Patient dies in drug mix-up, woman given wrong blood in latest risk list
A chronically ill patient died after being given incompatible drugs, and another is recovering from a transfusion of the wrong blood type - the latest cases in a growing list of blunders at public hospitals.
The Hospital Authority would not elaborate on the two incidents, which were revealed yesterday in its latest 'Risk Alert'.
It also reported five cases of equipment being left inside patients' bodies. In one case, an 18cm feeding tube was found in the stomach of a patient who had undergone a tracheotomy. It was later removed without reported complications.
The fatal case involved a junior doctor who, misinterpreting a trainee doctor's note on the patient's record, prescribed incompatible drugs based on the medical record of another patient.

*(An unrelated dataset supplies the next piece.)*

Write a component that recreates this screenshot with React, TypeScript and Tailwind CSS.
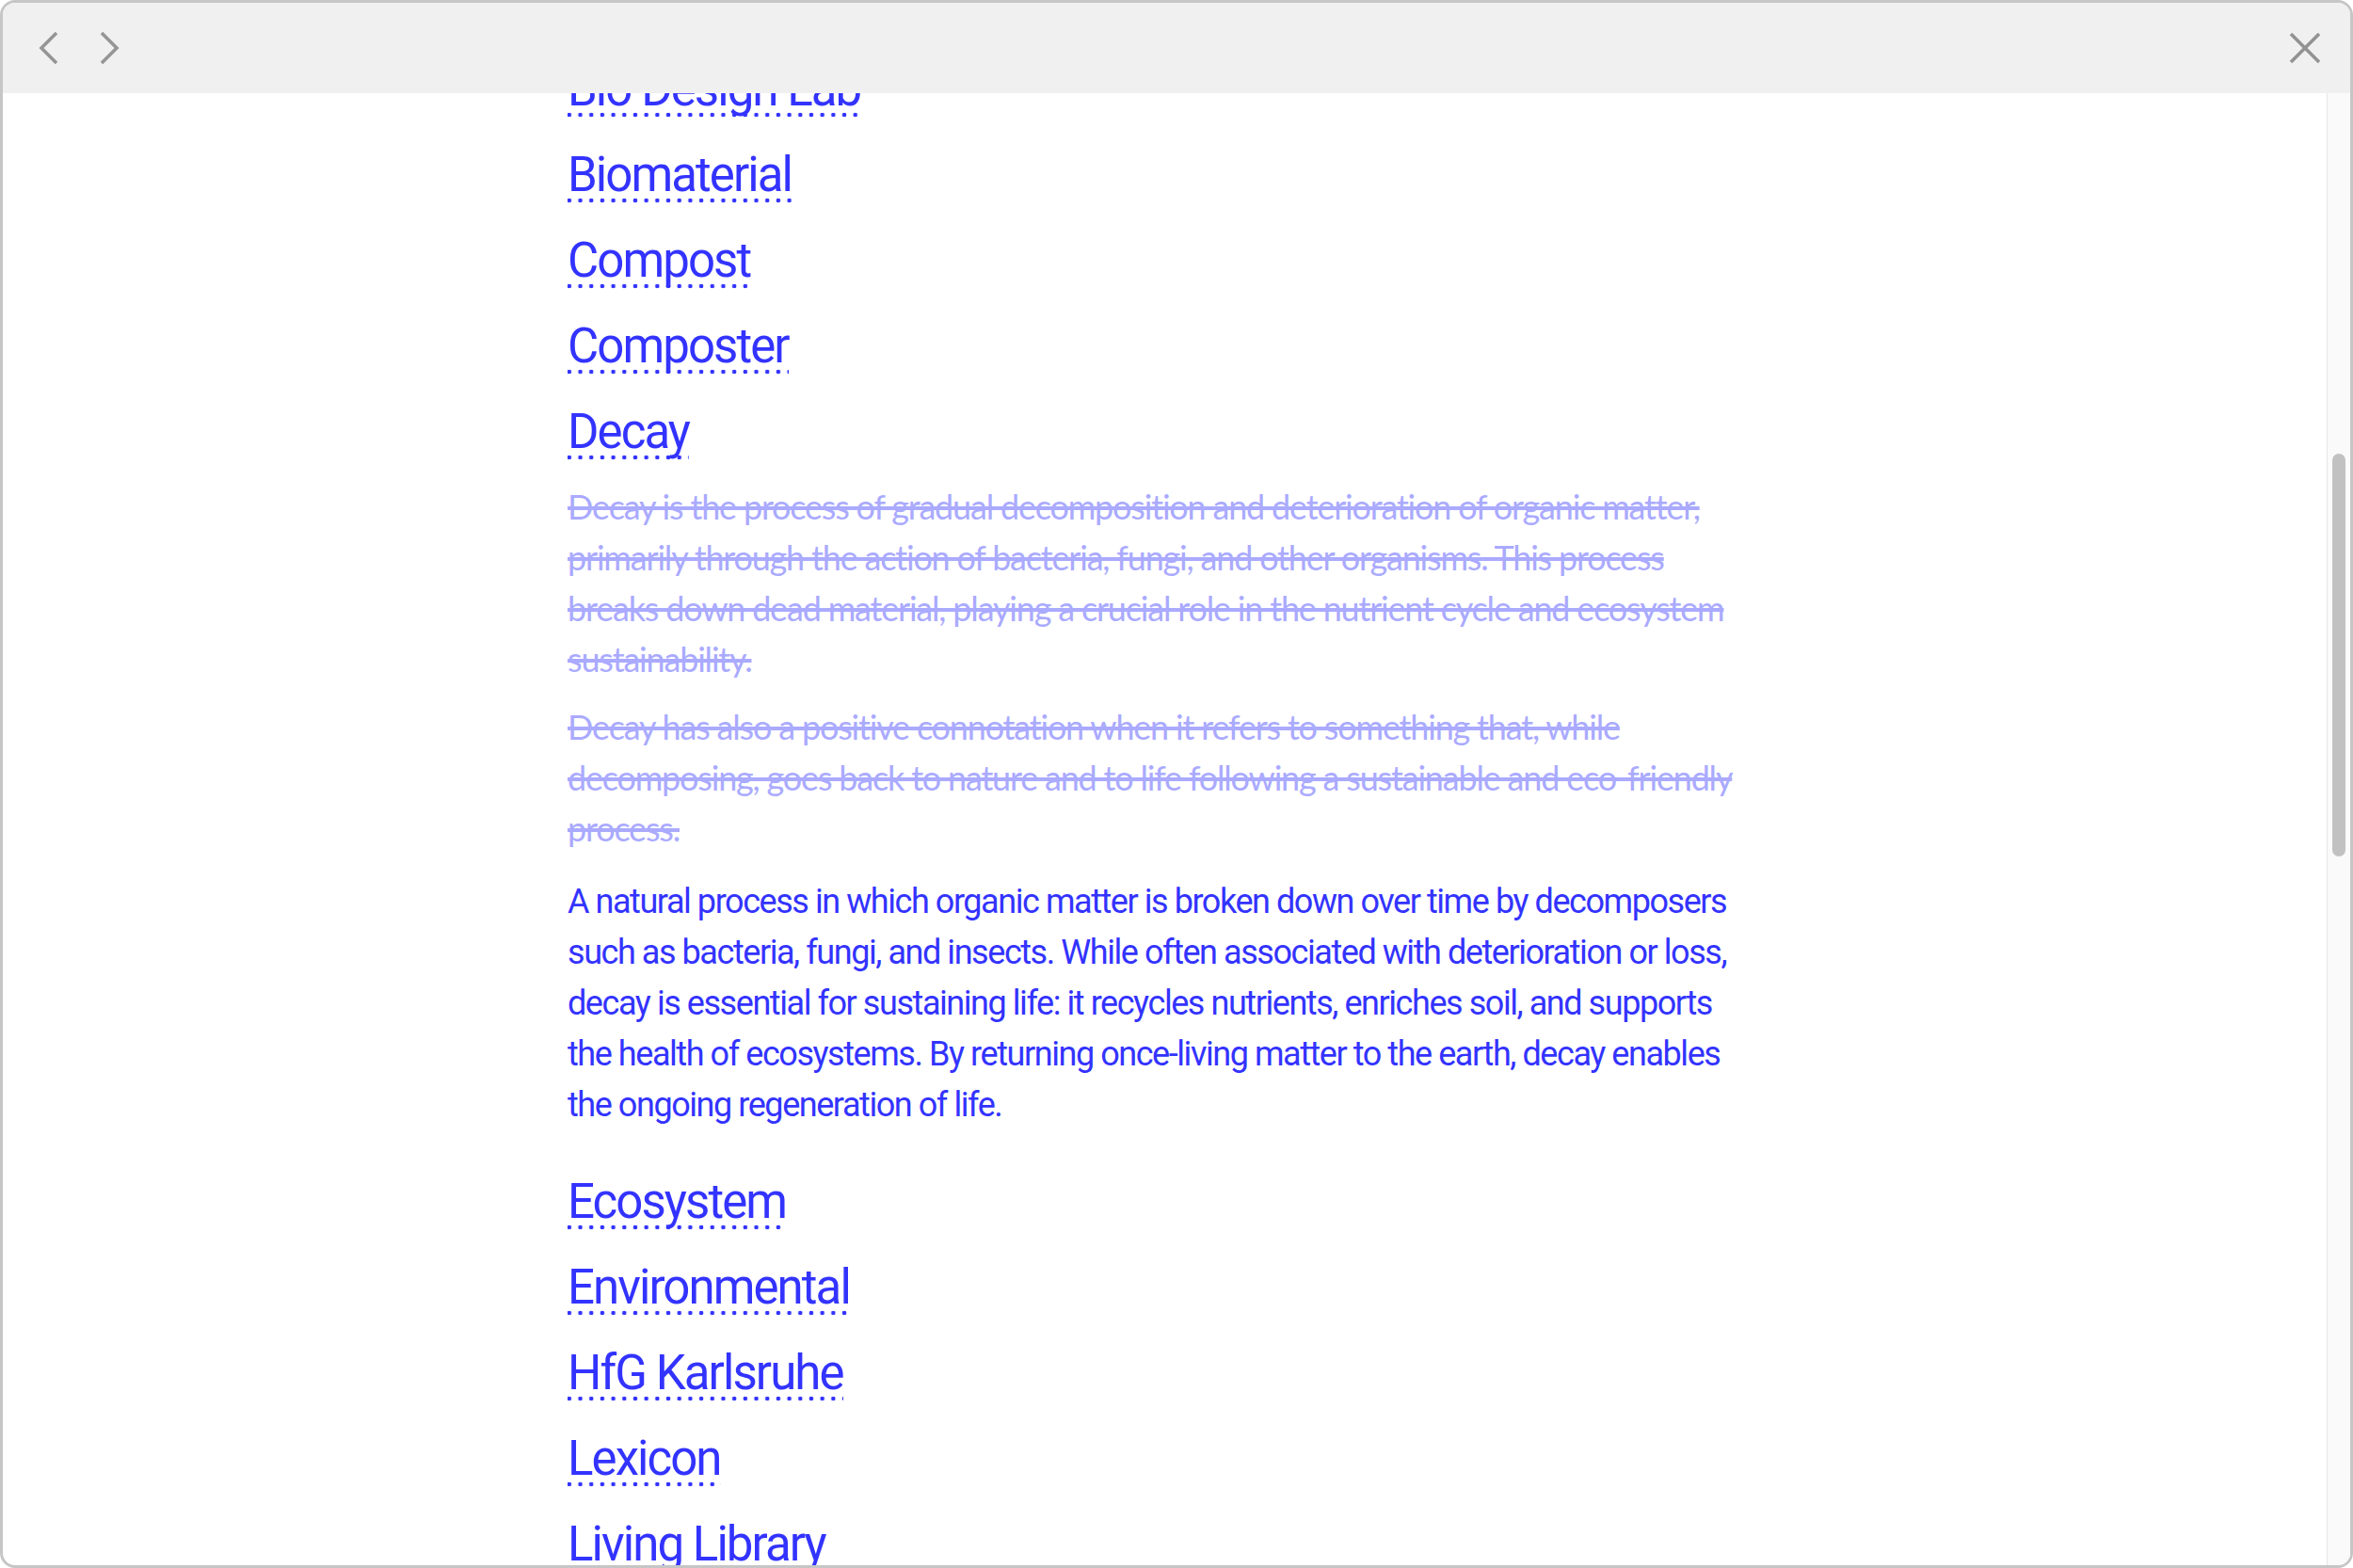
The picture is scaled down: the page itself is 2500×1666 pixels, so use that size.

The patient who died had earlier been admitted to a medical ward for congestive heart failure, and had a history of diabetes and chronic renal failure, among others. A trainee doctor prescribed drugs to treat the condition and wrote 'resume usual med' on the patient's record.
A junior doctor misinterpreted the note to mean that, in addition to the newly prescribed drugs, the patient's usual medication should be administered. But the drugs, prescribed for a different person, were not compatible with the patient's renal-failure medication.
The error was only noticed in the morning. The patient died of kidney and heart failure two days later.